Released in December 2013, 47 Ronin was lambasted by critics and opened to just $9.9 million in North America—a disastrous number in light of the film’s bloated $175 million budget. Starring Reeves as a half-Japanese, half-English samurai, the film went on to gross just $38.4 million in North America and $151.8 million worldwide, and Universal was later reported to have taken an unspecified writedown on the film.
John Wick (2014)
Though 47 Ronin was an unmitigated flop, Reeves recovered quickly with the October 2014 release of John Wick, an R-rated action film that stars the actor as a hit man who comes out of retirement to track down the group of gangsters who killed his dog. Produced for $20 million, the Lionsgate release opened to $14.4 million and went on to gross $43 million in North America and $86 million worldwide, laying the groundwork for a franchise that has continued to grow in popularity with each new installment. In February 2017, John Wick: Chapter 2 opened to $30.4 million and grossed $92 million domestically and $171.5 million worldwide off a $40 million budget, while John Wick: Chapter 3 – Parabellum wowed the industry when it debuted to $56.8 million in May 2019 and finished its run with $171 million domestic and a whopping $326.7 million worldwide off a budget of $75 million.
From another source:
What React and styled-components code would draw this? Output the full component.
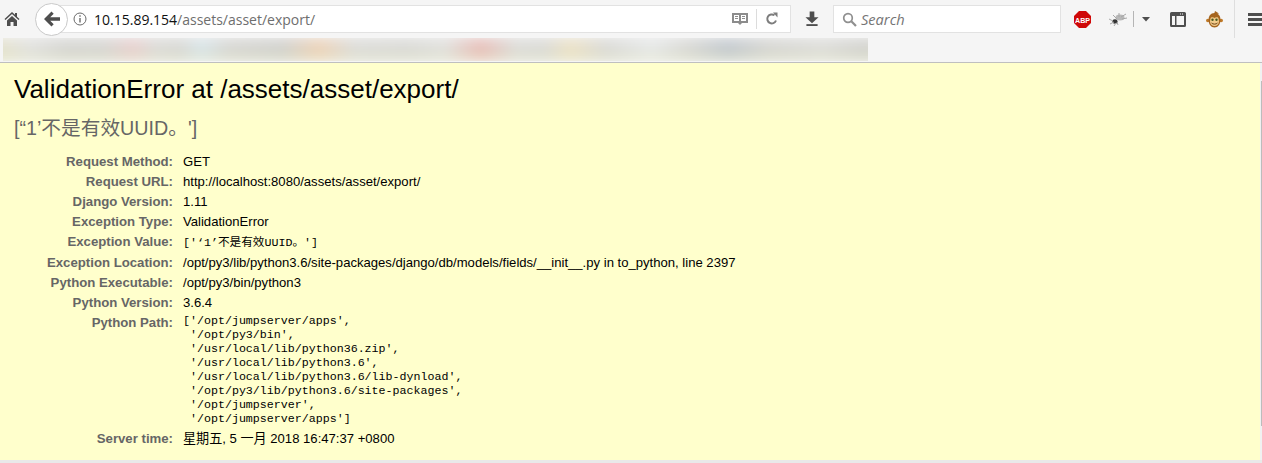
import React from 'react'
import styled, { createGlobalStyle } from 'styled-components'

const GlobalStyle = createGlobalStyle`
  html, body {
    margin: 0;
    padding: 0;
    height: 100%;
    overflow: hidden;
    background: #f5f5f5;
  }
`

const Window = styled.div`
  display: flex;
  flex-direction: column;
  width: 1262px;
  height: 463px;
  background: #e9e9e9;
`

const Toolbar = styled.div`
  display: flex;
  align-items: center;
  height: 38px;
  background: #f5f5f5;
  flex: none;
`

const ToolButton = styled.div`
  display: flex;
  align-items: center;
  justify-content: center;
  flex: none;
  width: ${(p) => p.$w || 24}px;
  margin-left: ${(p) => p.$ml || 0}px;
  color: #4e4e4e;
`

const BackCircle = styled.div`
  display: flex;
  align-items: center;
  justify-content: center;
  flex: none;
  box-sizing: border-box;
  width: 33px;
  height: 33px;
  margin-left: 11px;
  border: 1px solid #c9c9c9;
  border-radius: 50%;
  background: #fff;
  color: #4e4e4e;
  position: relative;
  z-index: 1;
`

const UrlBar = styled.div`
  display: flex;
  align-items: center;
  box-sizing: border-box;
  width: 734px;
  height: 28px;
  margin-left: -11px;
  padding-left: 16px;
  border: 1px solid #e2e2e2;
  border-left: none;
  background: #fff;
  font: 14px 'Open Sans', sans-serif;
  flex: none;
`

const UrlText = styled.div`
  margin-left: 7px;
  color: #6e6e6e;
  white-space: nowrap;
  flex: 1;

  b {
    font-weight: normal;
    color: #111;
  }
`

const BarSep = styled.div`
  flex: none;
  width: 1px;
  height: ${(p) => p.$h || 20}px;
  background: ${(p) => p.$c || '#dcdcdc'};
  margin: ${(p) => p.$m || '0'};
`

const SearchBox = styled.div`
  display: flex;
  align-items: center;
  box-sizing: border-box;
  width: 228px;
  height: 28px;
  margin-left: 14px;
  padding-left: 8px;
  border: 1px solid #e2e2e2;
  background: #fff;
  flex: none;
`

const SearchText = styled.span`
  margin-left: 4px;
  font: italic 14.6px 'Open Sans', sans-serif;
  color: #757575;
`

const BookmarkBar = styled.div`
  height: 24px;
  flex: none;
  background: #f5f5f5;
  border-bottom: 1px solid #bfbfbf;
  padding-left: 3px;
`

const BlurClip = styled.div`
  width: 865px;
  height: 23px;
  overflow: hidden;
`

const BlurStrip = styled.div`
  width: 865px;
  height: 23px;
  filter: blur(5px);
  transform: scale(1.04);
  background:
    linear-gradient(180deg, rgba(232, 232, 232, 0.6) 0%, rgba(218, 218, 214, 0.5) 50%, rgba(232, 234, 208, 0.75) 100%),
    linear-gradient(
      90deg,
      #e8e0b4 0%,
      #ece8c8 2%,
      #e6e6e4 5%,
      #cfcfcb 9%,
      #d0d0cc 13%,
      #f2c4c4 16.4%,
      #dadad6 19%,
      #d4d4d0 21.5%,
      #d4ecf6 24%,
      #d2d2ce 27%,
      #c6c6c2 33%,
      #fcc898 37%,
      #dcdcd8 41%,
      #d8d8d4 47%,
      #e4e4e0 51%,
      #f2a098 55%,
      #dcdcd8 59%,
      #d8d8d4 62%,
      #fae6b4 65%,
      #d8d8d4 69%,
      #f0f4f6 74%,
      #d6d6d2 78%,
      #aab6c4 82.5%,
      #d0d0cc 87%,
      #dededa 93%,
      #c8c8c4 98%,
      #e4e4cc 100%
    );
`

const Content = styled.div`
  display: flex;
  flex: none;
  height: 397px;
`

const Page = styled.div`
  flex: 1;
  box-sizing: border-box;
  padding: 12px 14px 0;
  background: #ffc;
  color: #000;
  font-family: 'Liberation Sans', Arial, 'Noto Sans CJK SC', sans-serif;
  font-size: 13px;
`

const ScrollTrack = styled.div`
  flex: none;
  width: 2px;
  background: #f1f1f1;
`

const ScrollThumb = styled.div`
  width: 1px;
  height: 345px;
  margin: 18px 0 0 1px;
  background: #bcbcbc;
`

const Title = styled.h1`
  margin: 0;
  font-size: 26px;
  line-height: 29px;
  font-weight: normal;
`

const ExceptionValue = styled.pre`
  margin: 11px 0 0;
  font-family: 'Liberation Sans', 'Noto Sans CJK SC', sans-serif;
  font-size: 19.700px;
  line-height: 26px;
  color: #666;
`

const Meta = styled.table`
  margin-top: 11px;
  border-collapse: collapse;
  border: none;
`

const Row = styled.tr`
  vertical-align: top;
`

const Label = styled.th`
  box-sizing: border-box;
  width: 159px;
  padding: 3px 0;
  text-align: right;
  white-space: nowrap;
  font-weight: bold;
  font-size: 13.200px;
  line-height: 14px;
  color: #666;
`

const Value = styled.td`
  padding: 3px 0 3px 10px;
  font-size: 13.100px;
  line-height: 14px;
  white-space: nowrap;
`

const Mono = styled.pre`
  margin: ${(p) => p.$mt || 0}px 0 0 0;
  font-family: 'Liberation Mono', 'Noto Sans CJK SC', monospace;
  font-size: 11.650px;
  line-height: 14px;
`

const HomeIcon = () => (
  <svg width="16" height="16" viewBox="0 0 16 16" fill="currentColor">
    <path d="M8 1 0.500 8l1 1L8 3l6.500 6 1-1L13 5.700V2h-2v1.800L8 1z" />
    <path d="M3 9.500 8 5l5 4.500V15H9.500v-4h-3v4H3z" />
  </svg>
)

const BackIcon = () => (
  <svg width="18" height="16" viewBox="0 0 18 16" fill="currentColor">
    <path d="M8.500 0.500 10.700 2.700 7.200 6.200H17V9.800H7.200l3.500 3.500-2.200 2.200L1 8z" />
  </svg>
)

const InfoIcon = () => (
  <svg width="14" height="14" viewBox="0 0 14 14" fill="none" stroke="#6a6a6a">
    <circle cx="7" cy="7" r="6" />
    <path d="M7 6v4.500" strokeWidth="1.400" />
    <path d="M7 3.200v1.500" strokeWidth="1.400" />
  </svg>
)

const ReaderIcon = () => (
  <svg width="16" height="14" viewBox="0 0 16 14" fill="#8c8c8c">
    <path d="M0 1h16v10h-6l-2 2-2-2H0z" />
    <path d="M2 3h5v6H2zM9 3h5v6H9z" fill="#fff" />
    <path d="M3 4h3v1H3zM3 6h3v1H3zM10 4h3v1h-3zM10 6h3v1h-3z" />
  </svg>
)

const ReloadIcon = () => (
  <svg width="14" height="14" viewBox="0 0 14 14" fill="none">
    <path d="M11 8.500A4.500 4.500 0 1 1 9.500 3.300" stroke="#7d7d7d" strokeWidth="2" />
    <path d="M8 0.500h4.500V5.500z" fill="#7d7d7d" />
  </svg>
)

const DownloadIcon = () => (
  <svg width="15" height="16" viewBox="0 0 15 16" fill="currentColor">
    <path d="M5 0h5v6h4.500L7.500 12.500 0.500 6H5z" />
    <path d="M1.500 13.500h12V15.500h-12z" />
  </svg>
)

const SearchIcon = () => (
  <svg width="15" height="15" viewBox="0 0 15 15" fill="none" stroke="#8f8f8f">
    <circle cx="6" cy="6" r="4.300" strokeWidth="1.700" />
    <path d="M9.300 9.300 14 14" strokeWidth="2.200" />
  </svg>
)

const AbpIcon = () => (
  <svg width="17" height="17" viewBox="0 0 17 17">
    <path d="M5 0h7l5 5v7l-5 5H5l-5-5V5z" fill="#cf0808" />
    <text x="8.500" y="11.600" textAnchor="middle" fontSize="8" textLength="15" lengthAdjust="spacingAndGlyphs" fontWeight="bold" fontFamily="'Liberation Sans', sans-serif" fill="#fff">ABP</text>
  </svg>
)

const SpiderIcon = () => (
  <svg width="20" height="16" viewBox="0 0 20 16" fill="none">
    <ellipse cx="7" cy="10.500" rx="2.600" ry="2.200" fill="#333" />
    <ellipse cx="12" cy="6.500" rx="4.500" ry="3" fill="#b8b8b8" />
    <path d="M1 8 5 10M2 13 6 11M6 15 8 12M10 14 9 11M5 4 9 8M11 2 11 6M18 3 13 6M19 7 14 8" stroke="#a8a8a8" strokeWidth="1" />
  </svg>
)

const CaretIcon = () => (
  <svg width="8" height="5" viewBox="0 0 8 5" fill="#4e4e4e">
    <path d="M0 0h8L4 4.500z" />
  </svg>
)

const SidebarIcon = () => (
  <svg width="16" height="15" viewBox="0 0 16 15">
    <path d="M1.500 0h13A1.500 1.500 0 0 1 16 1.500v12a1.500 1.500 0 0 1-1.500 1.500h-13A1.500 1.500 0 0 1 0 13.500v-12A1.500 1.500 0 0 1 1.500 0z" fill="#4e4e4e" />
    <path d="M2 4h3v9H2zM6.500 4H14v9H6.500z" fill="#f5f5f5" />
    <path d="M10 1.500h1v1h-1zM12 1.500h1v1h-1z" fill="#f5f5f5" />
  </svg>
)

const MonkeyIcon = () => (
  <svg width="17" height="17" viewBox="0 0 17 17">
    <circle cx="1.800" cy="9.500" r="1.800" fill="#c07a28" />
    <circle cx="15.200" cy="9.500" r="1.800" fill="#c07a28" />
    <path d="M8.500 2c4 0 6 3 6 7s-2.500 7.500-6 7.500-6-3.500-6-7.500 2-7 6-7z" fill="#a5651f" />
    <path d="M9 0 13 2.500 8 3.500z" fill="#a5651f" />
    <path d="M4.500 7.500c0-1.500 3-1.800 4-0.500 1-1.300 4-1 4 .5 0 1 .5 2 .5 3 0 2.500-2 4.500-4.500 4.500S4 13 4 10.500c0-1 .5-2 .5-3z" fill="#f2cb8a" />
    <circle cx="6.500" cy="8.800" r="1.200" fill="#4a5a20" />
    <circle cx="10.500" cy="8.800" r="1.200" fill="#4a5a20" />
    <path d="M5.500 12c1.500 1.500 4.500 1.500 6 0" fill="none" stroke="#6a3f14" />
  </svg>
)

const MenuIcon = () => (
  <svg width="14" height="13" viewBox="0 0 14 13" fill="#4e4e4e">
    <path d="M0 0h14v3H0zM0 5h14v3H0zM0 10h14v3H0z" />
  </svg>
)

const meta = [
  ['Request Method:', 'GET'],
  ['Request URL:', 'http://localhost:8080/assets/asset/export/'],
  ['Django Version:', '1.11'],
  ['Exception Type:', 'ValidationError'],
  ['Exception Value:', <Mono $mt={1}>{"['‘1’不是有效UUID。']"}</Mono>],
  ['Exception Location:', '/opt/py3/lib/python3.6/site-packages/django/db/models/fields/__init__.py in to_python, line 2397'],
  ['Python Executable:', '/opt/py3/bin/python3'],
  ['Python Version:', '3.6.4'],
  ['Python Path:', (
    <Mono $mt={-2}>{`['/opt/jumpserver/apps',
 '/opt/py3/bin',
 '/usr/local/lib/python36.zip',
 '/usr/local/lib/python3.6',
 '/usr/local/lib/python3.6/lib-dynload',
 '/opt/py3/lib/python3.6/site-packages',
 '/opt/jumpserver',
 '/opt/jumpserver/apps']`}</Mono>
  )],
  ['Server time:', '星期五, 5 一月 2018 16:47:37 +0800'],
]

const App = () => {
  return (
    <Window>
      <GlobalStyle />
      <Toolbar>
        <ToolButton $w={24}><HomeIcon /></ToolButton>
        <BackCircle><BackIcon /></BackCircle>
        <UrlBar>
          <InfoIcon />
          <UrlText><b>10.15.89.154</b>/assets/asset/export/</UrlText>
          <ReaderIcon />
          <BarSep $m="0 8px 0 8px" />
          <ReloadIcon />
          <ToolButton $w={11} />
        </UrlBar>
        <ToolButton $w={14} $ml={14}><DownloadIcon /></ToolButton>
        <SearchBox>
          <SearchIcon />
          <SearchText>Search</SearchText>
        </SearchBox>
        <ToolButton $w={17} $ml={13}><AbpIcon /></ToolButton>
        <ToolButton $w={20} $ml={17}><SpiderIcon /></ToolButton>
        <BarSep $c="#b5b5b5" $h={16} $m="0 0 0 5px" />
        <ToolButton $w={8} $ml={8}><CaretIcon /></ToolButton>
        <ToolButton $w={16} $ml={20}><SidebarIcon /></ToolButton>
        <ToolButton $w={17} $ml={20}><MonkeyIcon /></ToolButton>
        <BarSep $c="#dedede" $h={38} $m="0 0 0 11px" />
        <ToolButton $w={14} $ml={13}><MenuIcon /></ToolButton>
      </Toolbar>
      <BookmarkBar>
        <BlurClip><BlurStrip /></BlurClip>
      </BookmarkBar>
      <Content>
        <Page>
          <Title>ValidationError at /assets/asset/export/</Title>
          <ExceptionValue>{"[“1’不是有效UUID。']"}</ExceptionValue>
          <Meta>
            <tbody>
              {meta.map(([label, value]) => (
                <Row key={label}>
                  <Label>{label}</Label>
                  <Value>{value}</Value>
                </Row>
              ))}
            </tbody>
          </Meta>
        </Page>
        <ScrollTrack><ScrollThumb /></ScrollTrack>
      </Content>
    </Window>
  )
}

export default App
Like The Matrix before it, the enormously successful John Wick franchise has served to dull the impact of whatever flops come Reeves’ way. Indeed, the actor’s January 2019 sci-fi film Replicas, which stumbled with just $4.1 million in North America and $9.3 million global off a $30 million budget, felt like a mere blip on the radar.
With three major franchises now under his belt, Reeves’ upcoming releases will look to capitalize on his greatest hits. The actor’s Bill & Ted/Matrix/John Wick-centric release slate represents something of a full-circle moment for his career, which is much more notable for its successes than its failures and has remained remarkably sturdy over the course of three-plus decades.